The visual agenda of Je vous salue, Marie never changes even though the work of the audio does. Once Mary has given birth Je vous salue, Marie ceases to be an interrogation of theological concepts. Suddenly there is a subtle transition into an episodic, classically executed, dark comedy. It’s sort of a jape on Godard’s part. The final ten minutes of Je vous salue, Marie devolves into something akin to Jerry Lewis. The thesis here is little more than “what if you had to deal with raising the Messiah in the eighties?” It’s a silly ending to an otherwise serious film but it works. All of Godard’s efforts to expose the truth behind the Gospel fail so his only recourse is to settle for accepting its existence and then satirizing it. It’s enough for Godard’s film to understand why the narrative of Immaculate Conception exists even if it can never know more beyond that from this sort of investigation.

Within the visual complex of Je vous salue, Marie there is yet another level. Though all of the images serve the spoken words on the soundtrack in some way the images themselves have relationships to each other. Like all things in Je vous salue, Marie the relationship between all the visuals centers around Mary. Mary isn’t treated as some part of a Biblical visual lexicon; Godard takes great lengths to avoid evoking Christian iconography. The gaze in Je vous salue, Marie perceives Mary as a sexual object, actively fetishizing her body which is known to be virgin. The women who populate the cinema of Jean-Luc Godard, from Anna Karina to Anne Wiazemsky and beyond, are subject to the idolatry of his lens. These female characters either begin as virtuous and end as debauched or simply remain chaste, like Mary in Je vous salue, Marie. Godard’s old world chauvinism outwardly eroticizes the figure of the Virgin Mary which led to a storm of controversy for the film and its maker.

When shown theatrically and often home video Je vous salue, Marie is preceded by Le livre de Marie (1985), a short film by Anne-Marie Miéville. A long time companion to and collaborator with Godard, Anne-Marie Miéville’s short film is aesthetically opposed to Je vous salue, Marie. Le livre de Marie is deeply concerned with spatial relations and human emotions as it tells the story of a girl caught in the midst of her parents’ separation. It’s purpose as a prelude to Je vous salue, Marie is mainly to establish the emotional qualities associated with innocence and the toll that the loss of innocence takes so that when those events occur in Godard’s feature length film the director needn’t interrupt his own machinations.
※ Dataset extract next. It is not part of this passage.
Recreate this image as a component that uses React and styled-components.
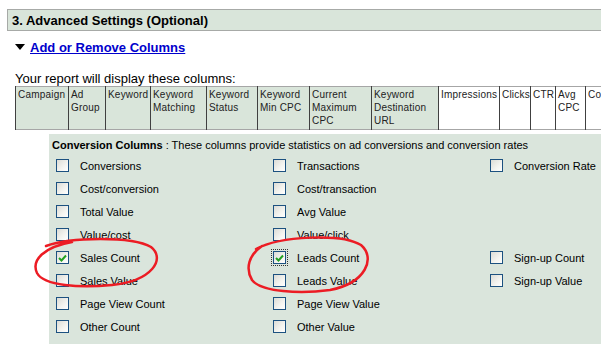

Je vous salue, Marie is pure cinema where sound and image are totally reliant upon each other in every imaginable way. Godard’s cinema has always been a cinema of ideas, not narratives, and Je vous salue, Marie is one of his most successful outings in communicating thought. It’s not traditionally a Christmas movie of course, but when I was considering which film to write about for today’s blog post I couldn’t come up with a better candidate. Is it not fitting to consider the narrative of Christmas and where that narrative lives in our society more than two-thousand years after these alleged events occurred? From a religious standpoint I think Je vous salue, Marie has more to say about Christmas than most holiday movies do.